Появился второй следователь — тот, который допрашивал Машу. Я прочел протокол. Маша сначала твердила, что статьи от Хейфеца не получала, а после очной ставки заявила «Раз он так утверждает, значит, так и есть. Я не хотела этого говорить, потому что боялась ответственности». Это была неправда Она не ответственности боялась, а не хотела вступать в противоречие со мной. Я же стоял на своем, не желая усугублять вину Хейфеца если его рукопись прошла через чьи-то руки, ему было легко припаять «распространение».
— Вы отец, вас пугает ответственность дочери, — сказал Рябчук. — Даю вам честное слово коммуниста, ей ничего не грозит.
— Какие у меня гарантии?
— Гарантии? Я вам дал слово коммуниста. Если вы будете упорствовать, следствие затянется, Хейфец будет все это время сидеть в тюрьме, а мы будем устраивать очные ставки и вести допросы, пока не снимем противоречия между показаниями.

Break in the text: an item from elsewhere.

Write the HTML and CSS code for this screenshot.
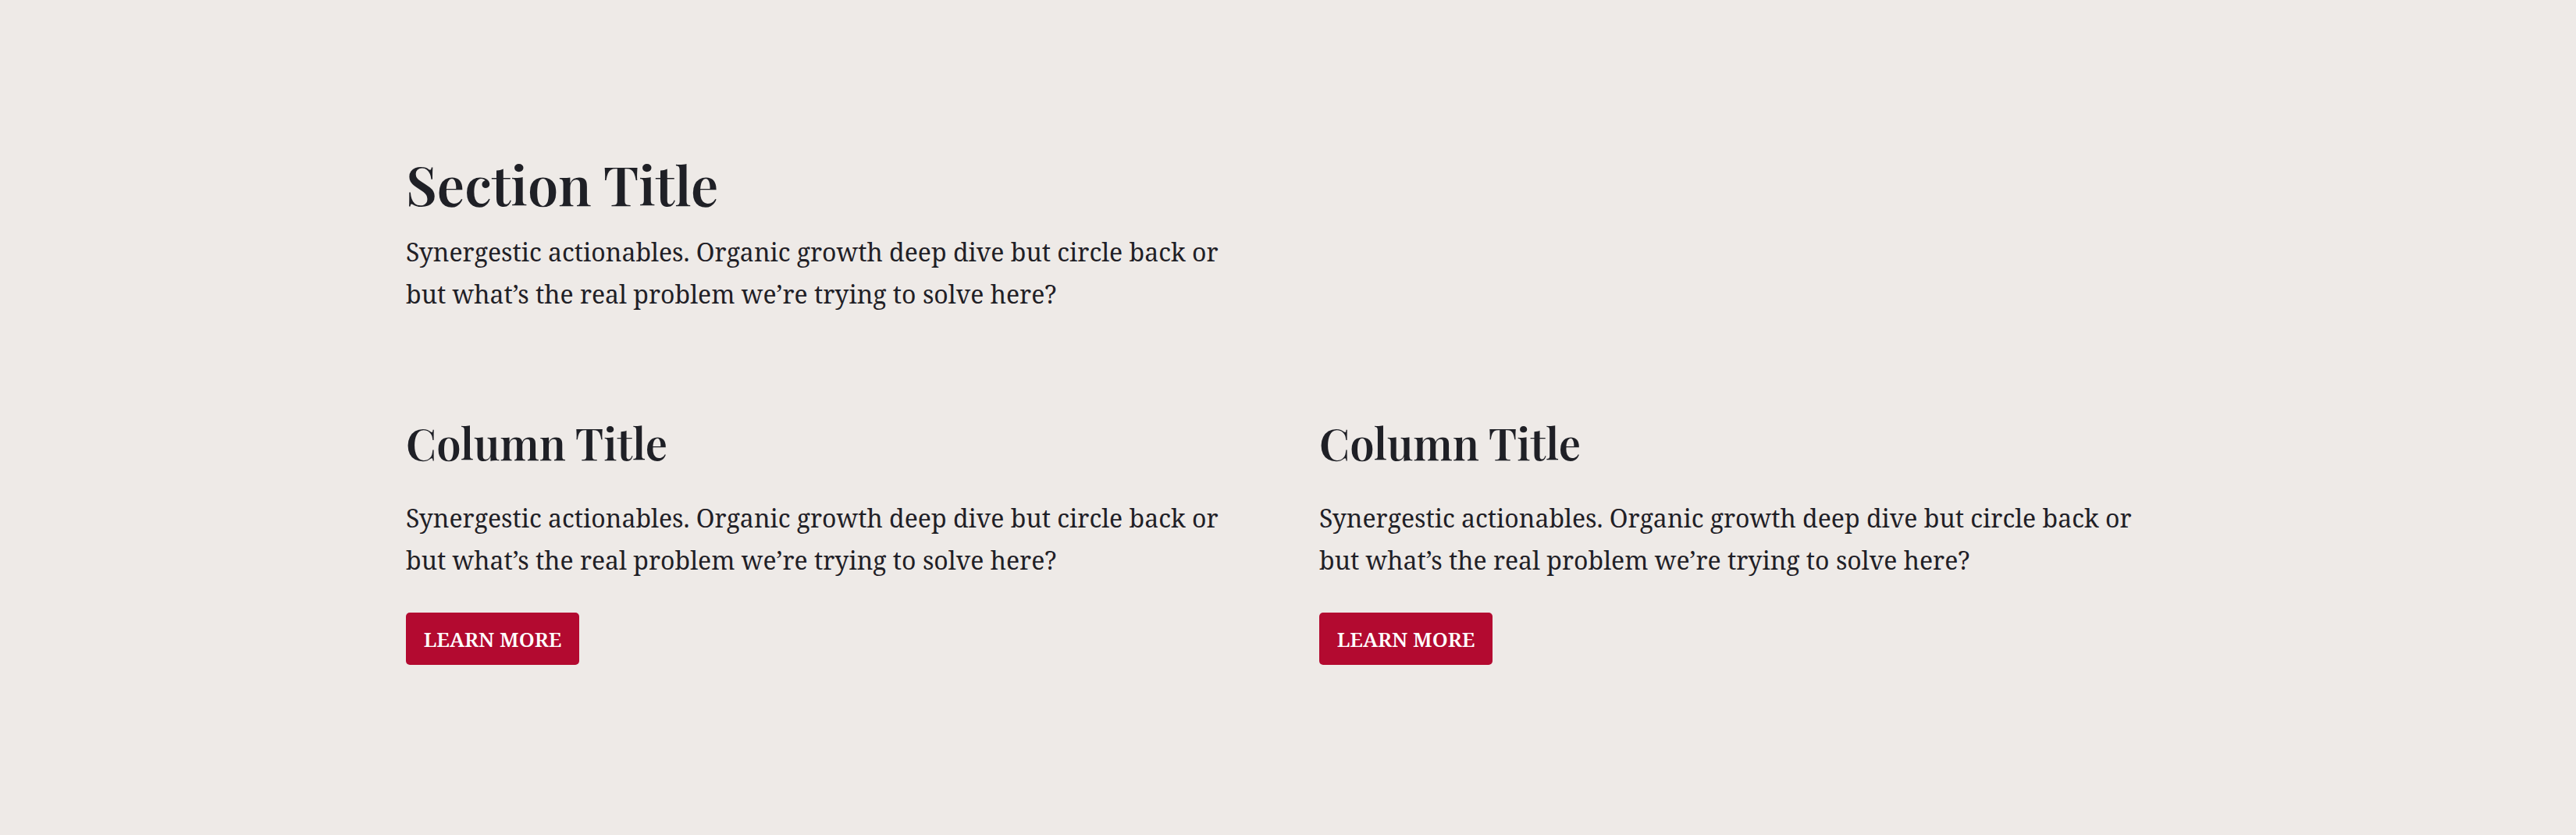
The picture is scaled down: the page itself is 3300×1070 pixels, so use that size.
FILE: index.html
```html
<!DOCTYPE html>
<html lang="en">
<head>
<meta charset="utf-8">
<title>Section</title>
<link rel="stylesheet" href="styles.css">
</head>
<body>
<main class="section">
  <header class="intro">
    <h1 class="section-title">Section Title</h1>
    <p class="text">Synergestic actionables. Organic growth deep dive but circle back or but what’s the real problem we’re trying to solve here?</p>
  </header>
  <div class="columns">
    <article class="column">
      <h2 class="column-title">Column Title</h2>
      <p class="text">Synergestic actionables. Organic growth deep dive but circle back or but what’s the real problem we’re trying to solve here?</p>
      <a class="button" href="#">LEARN MORE</a>
    </article>
    <article class="column">
      <h2 class="column-title">Column Title</h2>
      <p class="text">Synergestic actionables. Organic growth deep dive but circle back or but what’s the real problem we’re trying to solve here?</p>
      <a class="button" href="#">LEARN MORE</a>
    </article>
  </div>
</main>
</body>
</html>
```

FILE: styles.css
```css
html, body {
  margin: 0;
  padding: 0;
}
body {
  background: #eeeae7;
  color: #1f2026;
  font-family: "Noto Serif", "Liberation Serif", serif;
  height: 1070px;
  overflow: hidden;
}
.section {
  width: 2260px;
  margin: 0 auto;
  padding-top: 193px;
}
.intro {
  width: 1090px;
}
.section-title {
  margin: 0;
  font-family: "Playfair Display", "Liberation Serif", serif;
  font-weight: 600;
  font-size: 70px;
  line-height: 84px;
}
.text {
  margin: 19px 0 0;
  font-size: 32px;
  line-height: 54px;
  max-width: 1060px;
}
.columns {
  display: grid;
  grid-template-columns: 1090px 1090px;
  column-gap: 80px;
  margin-top: 129px;
}
.column {
  display: flex;
  flex-direction: column;
  align-items: flex-start;
}
.column-title {
  margin: 0;
  font-family: "Playfair Display", "Liberation Serif", serif;
  font-weight: 600;
  font-size: 56px;
  line-height: 67px;
}
.column .text {
  margin-top: 37px;
}
.button {
  margin-top: 40px;
  display: inline-block;
  box-sizing: border-box;
  height: 67px;
  width: 222px;
  padding-top: 1px;
  text-align: center;
  line-height: 66px;
  background: #b30a30;
  color: #ffffff;
  border-radius: 5px;
  text-decoration: none;
  font-size: 26px;
  font-weight: 600;
}
```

Я отлично понимал, что двигают ими совсем другие побуждения: желание не закрыть следствие, а прибавить Хейфецу «распространение». Но я сдался: раз Хейфец нарушил предварительную договоренность со мной, почему-то назвав Машу, и раз Маша после очной ставки почему-то подтвердила версию Хейфеца, мне было смешно настаивать. Я подписал протокол, в котором было сказано, что я меняю свои показания и что первоначальные объяснялись страхом за дочь.
Я понимал, что сейчас уйду отсюда, — может быть, и ненадолго, но уйду, — вместе с Машей, которая непременно ждет меня внизу; теперь замирает от тревоги она. Но все время, что я провел в следственном кабинете, я смотрел на этот напряженный допрос со стороны: «Мы рождены, чтоб Кафку сделать былью...» Не бред ли? Молодой автор дал черновик статьи прочесть специалисту — вот и весь состав преступления. Целый день тратится на выяснение вопроса: кто дал? Не через дочь ли рукопись попала к отцу? Да и в рукописи-то этой ровно ничего криминального, если только оставаться в мире душевно здоровых. Может быть, и в самом деле Кафка лучше провидел современное безумное общество?